Deliberately play off contrast

One of the easiest ways to get away with bold patterns is to deliberately embrace the contrast between bold and simple. Contrasting vibrant and complex patterns will stop loud designs from overwhelming the room entirely. Not only that, but enhancing and playing-off the contrast will become a design feature in its own right. Sometimes, it’s not even about contrasting bright with calm and bold with muted. Contrasting styles, ages and eras can create a design that feels cleverly and deliberately curated. Drawing up sketches of the room layout and applying color with allow you to experiment with unique color combinations. If you’re unsure about your pairing of a yellow sofa with a navy feature wall, then Photoshopping or sketching a design of what it will look like will give you some ideas of what the final product will look like.

If you’re feeling particularly risky, you may even want to deliberately clash certain colors. Using small instances of contrasting and conflicting color use can create a look that’s daring but confined. Being selective about clashing color use will stop your house from feeling overwhelming.

If your love of design comes from an interest in a particular type of pattern or artwork, then a gallery wall can enable you to indulge in a wall that’s busy with vibrancy. Hanging lots of separate frames up to create a mini and compact gallery will help contain patterns to a limited area. However, by picking out lots of frames, you are containing them in a way that’s style-driven, and a feature in its own right.

 Interior Design: When To Keep It Simple When To Keep It Busy

Bookshelves

One way to play with color and pattern that you might not expect is to re-order your bookshelves. The way you do this is by pulling out all of the books and sorting them by color. Once you have them all arranged into colors and patterns, start re-assembling on your bookshelves. However, instead of lining them up conventionally, try and experiment with how you stack them. Piling them horizontally in a pyramid shape on one shelf, while assembling the other in height order will create shelve that are visually intriguing to look at.

Plants

If you want to add vibrant colors, but don’t want to constantly shell out on pots of paint, then plants are a clever way of adding hues of green. Adding lots of plants to your room can be a statement in its own right. Creating a jungle atmosphere can bring a little bit of paradise to the interior of your home. You can even use the color of the plants to contrast against the walls in your home. Have a think about what colors would pair well with green, or perhaps even contrast boldly. It’s not just the leaves and flowers you should be considering – the pots you keep them in can be a design feature in their own right. If the color scheme in the room is relatively neutral, use large pots to create bursts of cheerful color among all the plants.

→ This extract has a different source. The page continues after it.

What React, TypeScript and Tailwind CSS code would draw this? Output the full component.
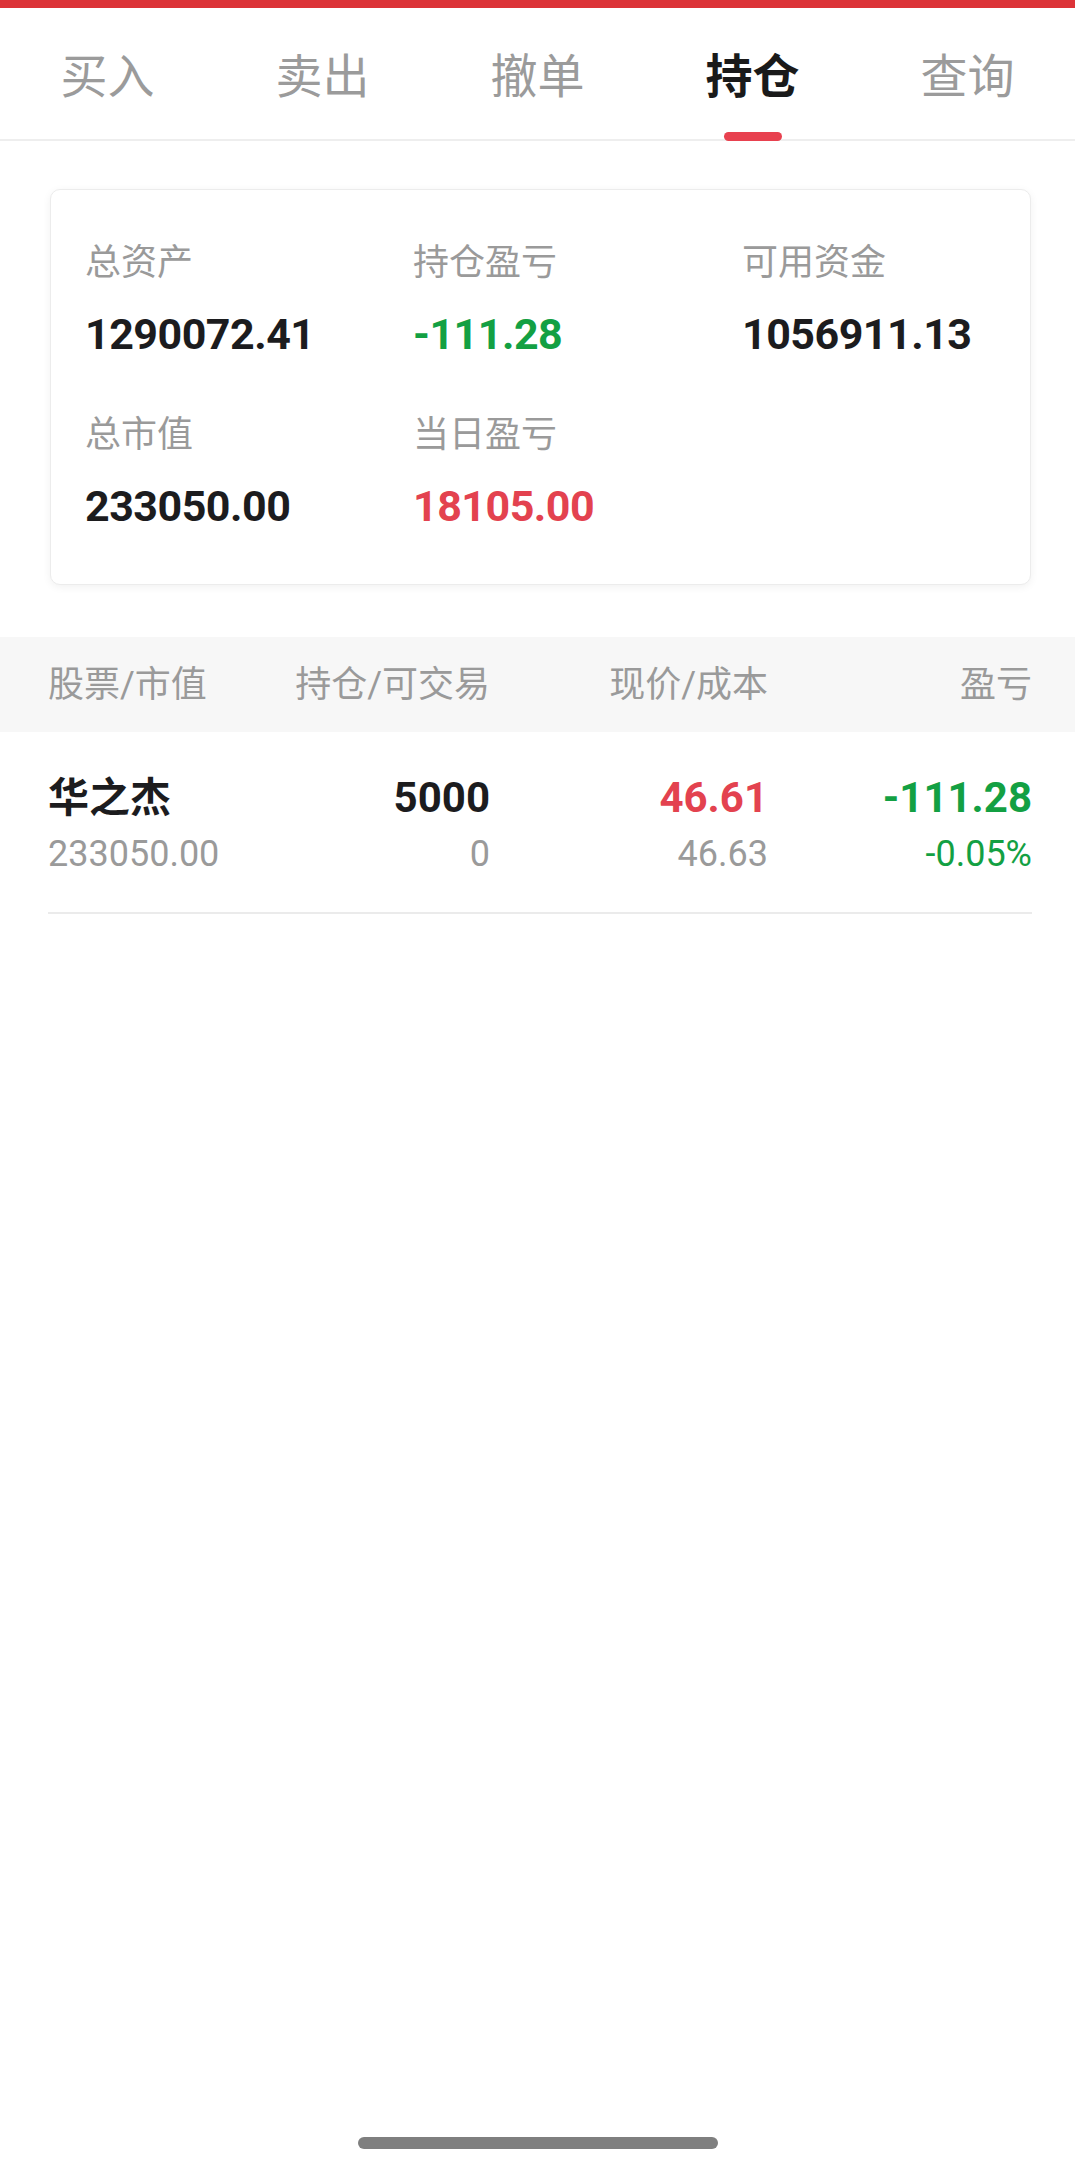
const FONT = { fontFamily: 'Roboto, "Noto Sans CJK SC", sans-serif' };

const tabs = ["买入", "卖出", "撤单", "持仓", "查询"];

type Stat = { label: string; value: string; color: string };

const stats: Stat[] = [
    { label: "总资产", value: "1290072.41", color: "text-[#1c1c1e]" },
    { label: "持仓盈亏", value: "-111.28", color: "text-[#13a043]" },
    { label: "可用资金", value: "1056911.13", color: "text-[#1c1c1e]" },
    { label: "总市值", value: "233050.00", color: "text-[#1c1c1e]" },
    { label: "当日盈亏", value: "18105.00", color: "text-[#e3424f]" },
];

const TabBar = () => (
    <div className="flex h-[133px] border-b-2 border-[#eeeeee]">
        {tabs.map((t) => {
            const active = t === "持仓";
            return (
                <div key={t} className="relative flex flex-1 items-center justify-center pt-[6px]">
                    <span
                        className={
                            active
                                ? "text-[47px] leading-[56px] font-bold text-[#1a1a1a]"
                                : "text-[47px] leading-[56px] text-[#9b9b9b]"
                        }
                    >
                        {t}
                    </span>
                    {active && (
                        <div className="absolute bottom-[-2px] left-1/2 h-[9px] w-[58px] -translate-x-1/2 rounded-full bg-[#e8414f]" />
                    )}
                </div>
            );
        })}
    </div>
);

const AssetCard = () => (
    <div className="ml-[50px] mr-[44px] mt-[48px] h-[396px] rounded-[10px] border border-[#ececec] bg-white pl-[34px] pt-[53px] shadow-[0_2px_8px_rgba(0,0,0,0.06)]">
        <div className="grid grid-cols-[328px_329px_1fr] gap-y-[56px]">
            {stats.map((s) => (
                <div key={s.label} className="flex flex-col">
                    <span className="text-[36px] leading-[40px] text-[#9a9a9a]">{s.label}</span>
                    <span className={`mt-[26px] text-[43px] leading-[50px] font-bold tracking-[-0.5px] ${s.color}`}>
                        {s.value}
                    </span>
                </div>
            ))}
        </div>
    </div>
);

const HoldingTable = () => (
    <div className="mt-[52px]">
        <div className="grid h-[95px] grid-cols-[200px_242px_278px_264px] items-center bg-[#f7f7f7] pl-[48px] pr-[43px] text-[36px] leading-[40px] text-[#9a9a9a]">
            <span>股票/市值</span>
            <span className="text-right">持仓/可交易</span>
            <span className="text-right">现价/成本</span>
            <span className="text-right">盈亏</span>
        </div>
        <div className="ml-[48px] mr-[43px] grid grid-cols-[200px_242px_278px_264px] border-b-2 border-[#ebebeb] pb-[38px] pt-[42px]">
            <div className="flex flex-col">
                <span className="text-[41px] leading-[48px] font-bold text-[#1c1c1e]">华之杰</span>
                <span className="mt-[12px] text-[36px] leading-[40px] text-[#9a9a9a]">233050.00</span>
            </div>
            <div className="flex flex-col items-end">
                <span className="text-[42px] leading-[48px] font-bold text-[#1c1c1e]">5000</span>
                <span className="mt-[12px] text-[36px] leading-[40px] text-[#9a9a9a]">0</span>
            </div>
            <div className="flex flex-col items-end">
                <span className="text-[42px] leading-[48px] font-bold text-[#e3424f]">46.61</span>
                <span className="mt-[12px] text-[36px] leading-[40px] text-[#9a9a9a]">46.63</span>
            </div>
            <div className="flex flex-col items-end">
                <span className="text-[42px] leading-[48px] font-bold text-[#13a043]">-111.28</span>
                <span className="mt-[12px] text-[36px] leading-[40px] text-[#13a043]">-0.05%</span>
            </div>
        </div>
    </div>
);

export default function App() {
    return (
        <div className="flex h-[2170px] w-[1075px] flex-col bg-white" style={FONT}>
            <div className="h-[8px] bg-[#dc3338]" />
            <TabBar />
            <AssetCard />
            <HoldingTable />
            <div className="flex-1" />
            <div className="mx-auto mb-[21px] h-[12px] w-[360px] rounded-full bg-[#7f7f7f]" />
        </div>
    );
}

Vases and flower pots are also great for holding fresh flowers, which can be used to add color to a room. However, did you know that fresh flowers can come with a pricey air-fare? Some exotic flowers have to be grown in countries overseas, which means they have quite an impressive carbon footprint. Searching online will find a number of professional bouquets that are not arranged using fresh flowers, but dried ones instead. You might be surprised by just how much boldness, and color can be achieved with preserved flowers. These will not only spare you a large carbon footprint, but also the hassle of having to re-fill and chuck-out stagnant water.

 Interior Design: When To Keep It Simple When To Keep It Busy

Big and bold entrances

If your personal style involves big and bold patterns, but you don’t want to necessarily implement them in every room of your home, then you could focus on the presentation of your entrance hall. Some interior designers have used their entrance hall as a way of making a statement about their taste. It will provide you with an instant lift as soon as you walk through the door. If you’re lucky enough to open to have a wide and open entrance hall, then you can use the vast expanse of space to get away with much wilder and exotic patterns. Using the space behind the staircase as a feature wall can look both creative and impressive.

Go double

Sometimes, it’s possible to get away with busy and vibrant patterns be echoing them throughout the room. If the idea of clashing feels too chaotic for you, then using the same pattern multiple times will create uniformity. For example, matching your furniture to a feature wall will create a theme that is tastefully executed. It will stop the pattern from sitting singularly in the room, and help to incorporate it throughout. If you choose upholstery that has creative patterns on it, you may want to select imagery from the fabric. For example, if you chose a sofa with palm-print or flowers, you could choose artwork that features the same greenery. Picking large picture hangings or ornaments will make your room look chic and pulled together.

Blocking

As mentioned before, one easy way to contain lots of bold color is to give it structure. Color blockingdoes this by creating patterns with sectioned-off color. Picking features with blocks and layers of color will imply a color scheme. You can then choose upholstery and linens to match these features. Choosing colors that are on opposite ends of the color wheel will ensure that all the colors you use go together and will complement each other throughout the room.

Choosing bold colors needn’t come with an element of risk. It’s absolutely possible to enjoy vibrant tropical tones while also leave space for some neutral Scandinavian chic. Personal style shouldn’t be constrained by fear: all you need to do is learn how to offset loud and busy design with calmer, and more muted color schemes. If you’re worried about how your final interior design plan will look, draw out a sketch of what you intend for the final product to look like. This way, you can get a sense of what your pattern will look like in the scale of a full room filled with furniture. One of the most exciting aspects of designing your property is getting to enjoy color and creativity: make the most of it.